They believe it even more now than they did before the shotgun marriage of debt-challenged brokerage Bear Stearns Cos. to JPMorgan Chase & Co. last weekend, financed in part with a $30-billion emergency loan from the Federal Reserve. It’s not surprising that such an extraordinary move would stoke expectations for more government involvement.

Many investment managers, particularly those who own mortgage-backed bonds, pitch the idea of government purchases of those securities as a win-win proposition: Once Uncle Sam takes some of the loss-ridden bonds off the market, the argument goes, private investors will believe that the bottom is at hand and will jump in as well, betting that the bonds are undervalued relative to the potential recovery rate on delinquent loans.

So Wall Street’s straight-faced message to taxpayers is, “You go first; we’re right behind you.”

* Itchy trigger fingers make for huge rallies.

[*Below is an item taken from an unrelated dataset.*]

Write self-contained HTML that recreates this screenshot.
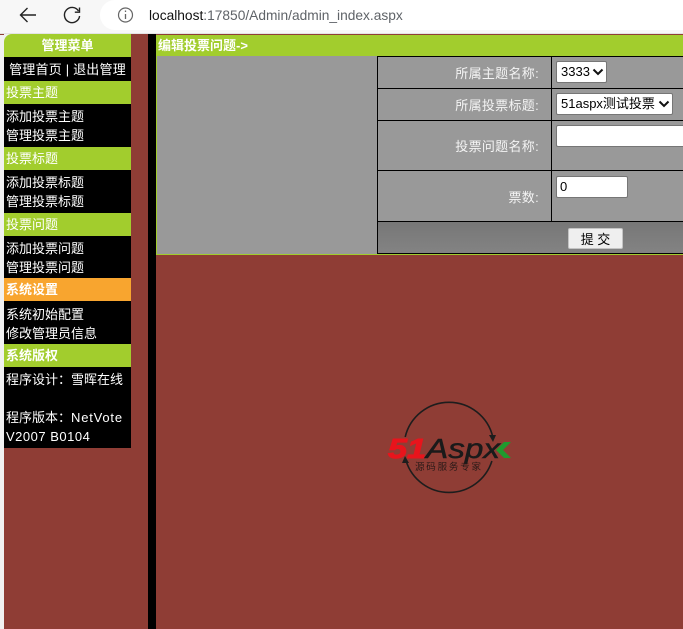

Big investors still may be wary of mortgage-backed bonds, but the heady advances in the stock market Tuesday and Thursday showed the hunger to get back into equities.

The Dow Jones industrial average rocketed 420 points, or 3.5%, on Tuesday, after the Fed followed its rescue of Bear Stearns with a three-quarters-of-a-point cut in its benchmark short-term rate, to 2.25%.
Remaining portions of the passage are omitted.